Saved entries
□ □ □

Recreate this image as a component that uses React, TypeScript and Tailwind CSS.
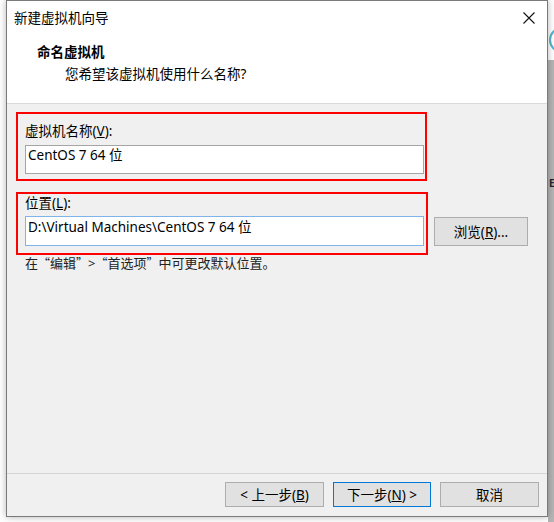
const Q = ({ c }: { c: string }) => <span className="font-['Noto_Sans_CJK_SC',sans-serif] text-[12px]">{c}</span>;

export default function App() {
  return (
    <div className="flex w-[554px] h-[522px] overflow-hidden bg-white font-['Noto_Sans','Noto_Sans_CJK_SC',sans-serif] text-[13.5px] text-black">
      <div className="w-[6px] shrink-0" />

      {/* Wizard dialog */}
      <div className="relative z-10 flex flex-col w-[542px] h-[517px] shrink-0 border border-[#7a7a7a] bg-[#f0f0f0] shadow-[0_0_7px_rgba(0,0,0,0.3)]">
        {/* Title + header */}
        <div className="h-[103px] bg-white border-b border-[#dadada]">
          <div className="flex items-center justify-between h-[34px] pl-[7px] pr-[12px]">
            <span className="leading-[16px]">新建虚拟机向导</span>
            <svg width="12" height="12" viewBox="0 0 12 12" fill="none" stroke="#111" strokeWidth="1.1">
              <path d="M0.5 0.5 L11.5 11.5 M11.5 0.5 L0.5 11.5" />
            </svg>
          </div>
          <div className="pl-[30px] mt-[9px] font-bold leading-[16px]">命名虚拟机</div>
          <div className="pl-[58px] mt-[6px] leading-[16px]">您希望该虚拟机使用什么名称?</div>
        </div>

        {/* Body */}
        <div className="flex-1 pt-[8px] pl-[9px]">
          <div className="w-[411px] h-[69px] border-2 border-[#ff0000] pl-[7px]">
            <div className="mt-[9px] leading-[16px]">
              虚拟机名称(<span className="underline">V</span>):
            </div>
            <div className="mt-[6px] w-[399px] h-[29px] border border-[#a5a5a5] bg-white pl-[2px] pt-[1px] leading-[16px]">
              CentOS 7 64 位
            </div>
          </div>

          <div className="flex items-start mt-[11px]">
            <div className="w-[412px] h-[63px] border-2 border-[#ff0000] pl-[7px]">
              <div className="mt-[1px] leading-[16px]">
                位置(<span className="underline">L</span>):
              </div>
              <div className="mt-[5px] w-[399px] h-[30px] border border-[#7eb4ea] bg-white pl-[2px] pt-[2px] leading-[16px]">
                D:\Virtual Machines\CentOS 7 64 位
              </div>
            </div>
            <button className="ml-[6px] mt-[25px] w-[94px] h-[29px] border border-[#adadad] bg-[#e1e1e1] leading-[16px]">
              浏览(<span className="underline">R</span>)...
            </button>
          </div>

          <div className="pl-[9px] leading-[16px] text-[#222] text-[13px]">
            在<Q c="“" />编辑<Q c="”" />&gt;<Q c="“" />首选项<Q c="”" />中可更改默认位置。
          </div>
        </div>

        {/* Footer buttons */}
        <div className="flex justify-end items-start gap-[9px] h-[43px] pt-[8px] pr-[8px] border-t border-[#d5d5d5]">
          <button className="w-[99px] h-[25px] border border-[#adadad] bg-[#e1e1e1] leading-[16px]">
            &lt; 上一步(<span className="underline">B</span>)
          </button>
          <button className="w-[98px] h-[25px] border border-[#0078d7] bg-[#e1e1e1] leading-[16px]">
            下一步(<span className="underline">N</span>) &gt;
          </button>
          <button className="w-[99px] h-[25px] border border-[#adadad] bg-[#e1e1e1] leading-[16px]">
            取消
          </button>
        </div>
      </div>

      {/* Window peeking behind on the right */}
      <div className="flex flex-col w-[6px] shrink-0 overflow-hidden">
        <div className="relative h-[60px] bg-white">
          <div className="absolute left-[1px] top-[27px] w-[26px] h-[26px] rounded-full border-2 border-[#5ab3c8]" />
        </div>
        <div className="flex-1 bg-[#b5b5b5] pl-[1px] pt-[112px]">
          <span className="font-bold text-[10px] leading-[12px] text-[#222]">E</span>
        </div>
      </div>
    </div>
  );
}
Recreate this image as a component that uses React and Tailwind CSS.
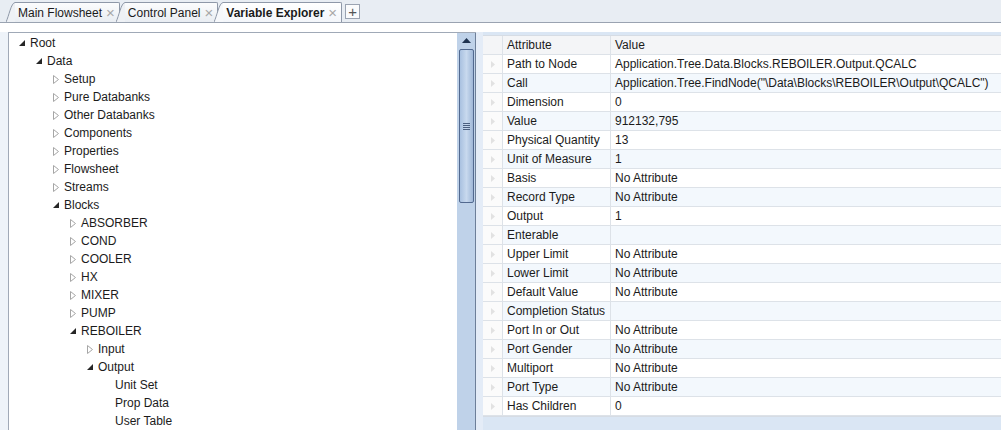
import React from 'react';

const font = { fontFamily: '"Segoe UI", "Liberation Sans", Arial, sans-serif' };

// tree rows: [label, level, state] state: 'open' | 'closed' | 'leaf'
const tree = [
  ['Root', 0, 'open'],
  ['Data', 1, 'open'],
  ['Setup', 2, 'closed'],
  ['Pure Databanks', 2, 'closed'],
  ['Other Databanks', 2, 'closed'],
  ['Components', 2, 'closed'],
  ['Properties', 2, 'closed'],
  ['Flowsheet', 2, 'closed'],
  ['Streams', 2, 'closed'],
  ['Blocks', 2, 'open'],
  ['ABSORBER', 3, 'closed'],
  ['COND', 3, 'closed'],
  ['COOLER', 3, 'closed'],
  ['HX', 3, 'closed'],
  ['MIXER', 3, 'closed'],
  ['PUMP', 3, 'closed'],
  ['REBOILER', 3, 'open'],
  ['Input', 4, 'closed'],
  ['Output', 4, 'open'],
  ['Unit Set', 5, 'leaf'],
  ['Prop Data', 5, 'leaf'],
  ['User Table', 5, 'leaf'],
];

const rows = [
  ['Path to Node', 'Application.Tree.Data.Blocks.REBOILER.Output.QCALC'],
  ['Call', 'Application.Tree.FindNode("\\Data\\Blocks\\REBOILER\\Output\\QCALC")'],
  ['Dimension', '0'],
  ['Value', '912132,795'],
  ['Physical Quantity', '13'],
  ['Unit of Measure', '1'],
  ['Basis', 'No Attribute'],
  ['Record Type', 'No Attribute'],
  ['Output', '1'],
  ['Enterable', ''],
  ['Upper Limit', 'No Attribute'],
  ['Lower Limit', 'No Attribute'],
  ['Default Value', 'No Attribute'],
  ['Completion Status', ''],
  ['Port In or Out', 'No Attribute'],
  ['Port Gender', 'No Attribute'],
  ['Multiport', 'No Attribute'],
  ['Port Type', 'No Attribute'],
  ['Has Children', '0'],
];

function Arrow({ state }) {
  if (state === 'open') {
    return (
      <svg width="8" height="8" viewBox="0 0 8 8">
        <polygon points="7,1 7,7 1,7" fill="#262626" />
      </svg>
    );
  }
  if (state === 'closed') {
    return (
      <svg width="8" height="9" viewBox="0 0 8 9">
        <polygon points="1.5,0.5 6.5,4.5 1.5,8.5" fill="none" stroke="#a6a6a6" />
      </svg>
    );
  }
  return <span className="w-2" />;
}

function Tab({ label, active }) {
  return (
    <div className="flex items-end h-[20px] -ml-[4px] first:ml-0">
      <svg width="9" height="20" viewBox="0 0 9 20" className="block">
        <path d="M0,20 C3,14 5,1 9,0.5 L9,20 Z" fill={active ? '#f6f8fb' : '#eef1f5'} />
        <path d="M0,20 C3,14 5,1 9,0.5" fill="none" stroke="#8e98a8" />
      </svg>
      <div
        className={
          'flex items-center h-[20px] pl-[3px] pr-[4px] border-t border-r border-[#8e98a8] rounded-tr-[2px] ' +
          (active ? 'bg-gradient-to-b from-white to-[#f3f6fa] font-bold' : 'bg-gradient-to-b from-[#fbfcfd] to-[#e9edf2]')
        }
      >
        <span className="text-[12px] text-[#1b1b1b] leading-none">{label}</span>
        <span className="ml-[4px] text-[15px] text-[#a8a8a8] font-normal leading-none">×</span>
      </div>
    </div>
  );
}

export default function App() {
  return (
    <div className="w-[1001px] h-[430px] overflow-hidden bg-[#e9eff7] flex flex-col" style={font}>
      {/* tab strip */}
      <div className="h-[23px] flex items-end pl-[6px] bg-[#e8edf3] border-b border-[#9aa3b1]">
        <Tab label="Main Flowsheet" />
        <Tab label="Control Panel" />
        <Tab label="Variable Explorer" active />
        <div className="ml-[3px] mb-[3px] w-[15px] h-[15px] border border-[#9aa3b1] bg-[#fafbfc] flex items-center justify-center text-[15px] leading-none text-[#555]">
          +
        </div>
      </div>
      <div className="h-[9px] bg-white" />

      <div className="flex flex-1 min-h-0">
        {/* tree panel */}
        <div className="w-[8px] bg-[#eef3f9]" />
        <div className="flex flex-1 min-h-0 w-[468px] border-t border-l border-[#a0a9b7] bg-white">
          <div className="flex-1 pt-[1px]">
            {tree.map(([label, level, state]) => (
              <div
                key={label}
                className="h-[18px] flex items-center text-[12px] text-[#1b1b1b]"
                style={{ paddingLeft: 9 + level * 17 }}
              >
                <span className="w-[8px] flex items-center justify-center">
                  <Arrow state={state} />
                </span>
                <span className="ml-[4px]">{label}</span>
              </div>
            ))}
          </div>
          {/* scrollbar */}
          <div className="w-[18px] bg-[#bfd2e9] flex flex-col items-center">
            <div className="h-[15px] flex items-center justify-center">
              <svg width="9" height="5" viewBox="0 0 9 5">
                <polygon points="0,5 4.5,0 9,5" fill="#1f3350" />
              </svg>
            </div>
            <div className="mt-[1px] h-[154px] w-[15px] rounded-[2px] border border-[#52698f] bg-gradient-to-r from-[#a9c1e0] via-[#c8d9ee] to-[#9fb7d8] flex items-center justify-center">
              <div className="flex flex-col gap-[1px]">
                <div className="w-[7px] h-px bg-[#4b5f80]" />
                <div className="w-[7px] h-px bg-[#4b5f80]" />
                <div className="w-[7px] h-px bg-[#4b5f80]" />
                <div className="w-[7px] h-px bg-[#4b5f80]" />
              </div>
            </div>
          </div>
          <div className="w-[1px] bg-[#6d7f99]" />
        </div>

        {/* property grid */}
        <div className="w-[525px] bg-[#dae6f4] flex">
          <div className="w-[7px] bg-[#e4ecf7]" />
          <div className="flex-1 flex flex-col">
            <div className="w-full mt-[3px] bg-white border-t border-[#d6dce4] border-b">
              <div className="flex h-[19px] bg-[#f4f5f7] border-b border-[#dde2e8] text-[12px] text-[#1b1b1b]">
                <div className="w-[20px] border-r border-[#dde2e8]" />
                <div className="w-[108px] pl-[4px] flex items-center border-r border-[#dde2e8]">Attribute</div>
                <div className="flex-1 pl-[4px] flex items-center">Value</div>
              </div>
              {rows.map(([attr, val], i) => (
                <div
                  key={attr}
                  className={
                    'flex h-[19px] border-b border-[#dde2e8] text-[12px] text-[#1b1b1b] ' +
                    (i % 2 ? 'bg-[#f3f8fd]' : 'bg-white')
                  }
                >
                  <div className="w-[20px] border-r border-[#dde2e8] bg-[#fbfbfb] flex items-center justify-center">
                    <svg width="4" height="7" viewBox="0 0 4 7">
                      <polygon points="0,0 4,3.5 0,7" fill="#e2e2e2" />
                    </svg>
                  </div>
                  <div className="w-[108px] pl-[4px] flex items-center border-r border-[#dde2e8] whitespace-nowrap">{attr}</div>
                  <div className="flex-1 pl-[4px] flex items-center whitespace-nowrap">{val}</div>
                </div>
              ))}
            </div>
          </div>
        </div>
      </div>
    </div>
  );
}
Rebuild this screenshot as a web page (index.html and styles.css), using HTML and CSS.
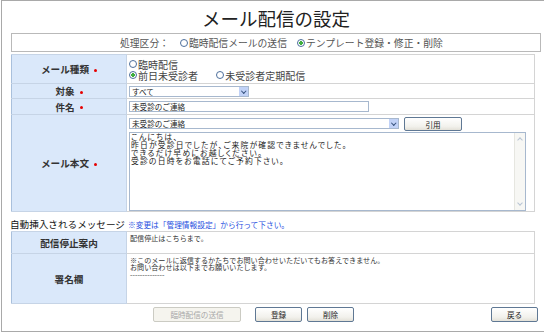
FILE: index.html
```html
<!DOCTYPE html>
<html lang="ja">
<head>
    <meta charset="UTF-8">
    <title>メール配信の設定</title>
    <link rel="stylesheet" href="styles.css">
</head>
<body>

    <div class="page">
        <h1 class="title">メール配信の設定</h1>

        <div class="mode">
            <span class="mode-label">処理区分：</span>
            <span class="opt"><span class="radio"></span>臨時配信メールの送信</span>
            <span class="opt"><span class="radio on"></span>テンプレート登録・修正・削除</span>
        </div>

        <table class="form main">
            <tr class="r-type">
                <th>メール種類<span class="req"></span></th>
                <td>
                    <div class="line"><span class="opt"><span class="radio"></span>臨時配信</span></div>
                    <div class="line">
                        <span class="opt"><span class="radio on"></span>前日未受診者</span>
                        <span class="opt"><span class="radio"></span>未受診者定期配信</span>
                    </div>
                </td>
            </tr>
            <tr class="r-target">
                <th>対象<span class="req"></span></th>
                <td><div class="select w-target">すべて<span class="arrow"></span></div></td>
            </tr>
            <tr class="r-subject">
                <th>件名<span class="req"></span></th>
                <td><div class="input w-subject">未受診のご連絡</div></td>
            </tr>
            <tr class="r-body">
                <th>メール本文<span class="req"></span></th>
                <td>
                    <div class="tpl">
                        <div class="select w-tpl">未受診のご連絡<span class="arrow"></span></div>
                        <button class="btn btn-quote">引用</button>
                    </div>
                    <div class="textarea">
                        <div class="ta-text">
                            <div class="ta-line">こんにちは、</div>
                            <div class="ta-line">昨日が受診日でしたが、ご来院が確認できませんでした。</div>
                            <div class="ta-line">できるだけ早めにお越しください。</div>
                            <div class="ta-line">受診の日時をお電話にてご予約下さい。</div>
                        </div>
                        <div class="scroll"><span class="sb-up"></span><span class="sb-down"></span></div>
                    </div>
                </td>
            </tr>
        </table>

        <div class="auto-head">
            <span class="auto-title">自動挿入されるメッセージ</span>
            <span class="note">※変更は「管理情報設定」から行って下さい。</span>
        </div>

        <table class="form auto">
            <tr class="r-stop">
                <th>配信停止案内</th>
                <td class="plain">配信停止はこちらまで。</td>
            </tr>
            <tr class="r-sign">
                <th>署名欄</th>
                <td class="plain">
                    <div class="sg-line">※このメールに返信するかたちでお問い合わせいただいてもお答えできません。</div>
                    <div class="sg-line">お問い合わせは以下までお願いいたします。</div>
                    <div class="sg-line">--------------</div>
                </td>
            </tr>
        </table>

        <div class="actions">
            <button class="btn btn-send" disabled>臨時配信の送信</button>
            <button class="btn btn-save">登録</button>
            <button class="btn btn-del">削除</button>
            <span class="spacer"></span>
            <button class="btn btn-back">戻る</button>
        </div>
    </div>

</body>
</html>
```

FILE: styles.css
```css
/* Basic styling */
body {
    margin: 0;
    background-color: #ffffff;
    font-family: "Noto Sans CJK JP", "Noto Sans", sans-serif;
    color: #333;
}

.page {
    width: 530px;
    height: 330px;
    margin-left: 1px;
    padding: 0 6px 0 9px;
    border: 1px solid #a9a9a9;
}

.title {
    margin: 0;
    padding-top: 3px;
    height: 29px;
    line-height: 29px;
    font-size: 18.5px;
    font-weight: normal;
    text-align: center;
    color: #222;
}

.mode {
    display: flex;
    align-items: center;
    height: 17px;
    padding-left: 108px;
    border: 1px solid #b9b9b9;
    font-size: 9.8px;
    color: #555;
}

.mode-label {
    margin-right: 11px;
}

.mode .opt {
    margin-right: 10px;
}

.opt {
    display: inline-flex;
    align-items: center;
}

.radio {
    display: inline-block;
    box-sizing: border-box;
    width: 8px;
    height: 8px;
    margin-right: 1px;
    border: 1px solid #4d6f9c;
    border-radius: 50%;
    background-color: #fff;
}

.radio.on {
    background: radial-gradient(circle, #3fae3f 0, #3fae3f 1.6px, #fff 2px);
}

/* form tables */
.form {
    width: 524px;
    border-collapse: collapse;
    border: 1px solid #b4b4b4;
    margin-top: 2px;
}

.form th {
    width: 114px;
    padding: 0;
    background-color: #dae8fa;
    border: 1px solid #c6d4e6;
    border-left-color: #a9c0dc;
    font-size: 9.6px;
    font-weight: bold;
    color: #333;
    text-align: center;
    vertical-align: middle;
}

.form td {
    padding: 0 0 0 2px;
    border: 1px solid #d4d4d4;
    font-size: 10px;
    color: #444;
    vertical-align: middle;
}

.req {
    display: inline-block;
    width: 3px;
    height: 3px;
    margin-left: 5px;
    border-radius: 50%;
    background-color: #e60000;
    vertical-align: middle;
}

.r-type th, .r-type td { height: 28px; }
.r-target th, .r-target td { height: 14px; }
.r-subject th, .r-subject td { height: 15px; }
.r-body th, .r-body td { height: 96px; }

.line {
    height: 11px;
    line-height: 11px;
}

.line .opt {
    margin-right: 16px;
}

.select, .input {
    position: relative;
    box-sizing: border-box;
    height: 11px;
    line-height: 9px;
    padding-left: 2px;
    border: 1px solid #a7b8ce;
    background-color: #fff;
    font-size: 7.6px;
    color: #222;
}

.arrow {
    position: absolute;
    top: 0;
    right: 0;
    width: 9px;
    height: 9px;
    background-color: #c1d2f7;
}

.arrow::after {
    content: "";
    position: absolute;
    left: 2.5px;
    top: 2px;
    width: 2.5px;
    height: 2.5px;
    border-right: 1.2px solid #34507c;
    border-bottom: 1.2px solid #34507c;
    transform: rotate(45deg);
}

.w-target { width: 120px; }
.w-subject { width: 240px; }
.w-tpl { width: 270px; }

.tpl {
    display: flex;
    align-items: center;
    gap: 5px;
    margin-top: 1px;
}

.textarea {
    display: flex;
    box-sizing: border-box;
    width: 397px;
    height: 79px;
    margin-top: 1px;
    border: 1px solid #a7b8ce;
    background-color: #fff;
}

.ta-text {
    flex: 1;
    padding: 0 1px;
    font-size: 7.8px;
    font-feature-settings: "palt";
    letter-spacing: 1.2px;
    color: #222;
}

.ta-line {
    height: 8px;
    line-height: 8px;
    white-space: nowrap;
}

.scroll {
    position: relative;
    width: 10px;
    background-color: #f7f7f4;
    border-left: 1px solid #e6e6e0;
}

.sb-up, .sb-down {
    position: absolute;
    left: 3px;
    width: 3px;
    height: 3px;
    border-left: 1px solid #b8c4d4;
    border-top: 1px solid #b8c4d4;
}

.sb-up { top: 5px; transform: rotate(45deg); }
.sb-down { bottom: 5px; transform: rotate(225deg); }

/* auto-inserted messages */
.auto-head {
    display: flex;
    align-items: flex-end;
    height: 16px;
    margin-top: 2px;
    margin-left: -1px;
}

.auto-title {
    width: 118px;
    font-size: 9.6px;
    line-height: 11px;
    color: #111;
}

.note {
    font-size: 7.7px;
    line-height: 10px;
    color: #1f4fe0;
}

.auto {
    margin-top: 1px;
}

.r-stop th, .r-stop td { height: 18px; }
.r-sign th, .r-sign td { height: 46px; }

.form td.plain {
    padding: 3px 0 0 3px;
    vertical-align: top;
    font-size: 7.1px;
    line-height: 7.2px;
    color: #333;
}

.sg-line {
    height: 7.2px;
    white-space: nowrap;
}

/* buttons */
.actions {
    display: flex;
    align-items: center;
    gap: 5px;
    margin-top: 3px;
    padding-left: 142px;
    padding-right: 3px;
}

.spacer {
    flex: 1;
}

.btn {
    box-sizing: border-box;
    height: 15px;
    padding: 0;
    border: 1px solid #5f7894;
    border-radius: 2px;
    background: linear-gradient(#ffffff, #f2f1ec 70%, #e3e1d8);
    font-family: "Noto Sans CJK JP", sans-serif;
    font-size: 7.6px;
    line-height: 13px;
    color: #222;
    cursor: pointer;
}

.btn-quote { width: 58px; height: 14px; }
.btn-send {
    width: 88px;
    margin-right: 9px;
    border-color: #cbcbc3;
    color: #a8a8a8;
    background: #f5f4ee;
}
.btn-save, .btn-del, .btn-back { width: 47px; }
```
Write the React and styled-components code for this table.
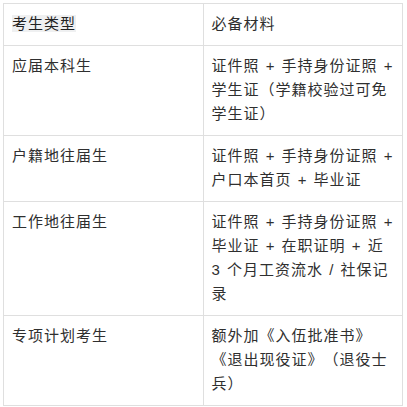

□ □ □

Task description>
Extract each line from the listing that holds the word "React".

Task answer>
Recreate this image as a component that uses React, TypeScript and Tailwind CSS.
Recreate this image as a component that uses React and Tailwind CSS.
import React from 'react';
Write the React and styled-components code for this table.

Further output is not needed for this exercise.